The gap is staggering. And it starts on day one.
Common Obstacles
"I feel ridiculous talking to someone who doesn't understand me." You will get over this within a week. The baby's responses — eye contact, smiles, babbling back — will make it feel natural. In the meantime, do it anyway.
"I run out of things to say." Narrate what you see. Narrate what you are doing. Narrate what you are feeling. Describe objects in detail. Count things. Name colors. Read signs. You will never actually run out of material — you will just get past the initial awkwardness.
"My partner thinks it's weird." Show them the research. Better yet, show them what happens when the baby starts babbling back more actively in response to conversation. The evidence is visible within weeks.

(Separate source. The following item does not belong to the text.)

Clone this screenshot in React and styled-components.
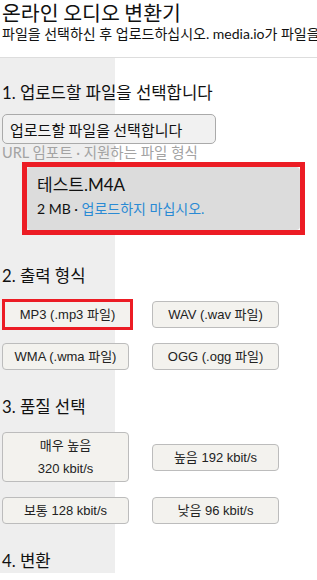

"I'm an introvert. This is exhausting." You do not need to be performative. Quiet, calm narration counts as much as enthusiastic narration. Talk at your natural volume and pace. Read in a soft voice. Sing quietly. The baby does not need a show. They need your words.
"What about when I need quiet?" Take quiet time. No one is suggesting you narrate 16 hours a day. But when you are with the baby and doing things together, default to talking rather than silence. That simple shift is the whole lesson.
Going Deeper
- Thirty Million Words by Dana Suskind — the definitive book on early language exposure and the research behind it.
- The Read-Aloud Handbook by Jim Trelease — practical advice on reading to children at every age, starting from infancy.
- Visit your local library for a baby story time session. Watching other parents read and talk with babies normalizes the practice and gives you new techniques.
- Record yourself narrating for 5 minutes. Listen back. You will hear how much language you are actually providing — and where you can add more detail, more variety, more expression.
- If you are bilingual, speak both languages to the baby. The research on bilingual language exposure in infancy is clear: more languages, not fewer, build stronger neural architecture. Do not worry about confusing the baby. They can handle it.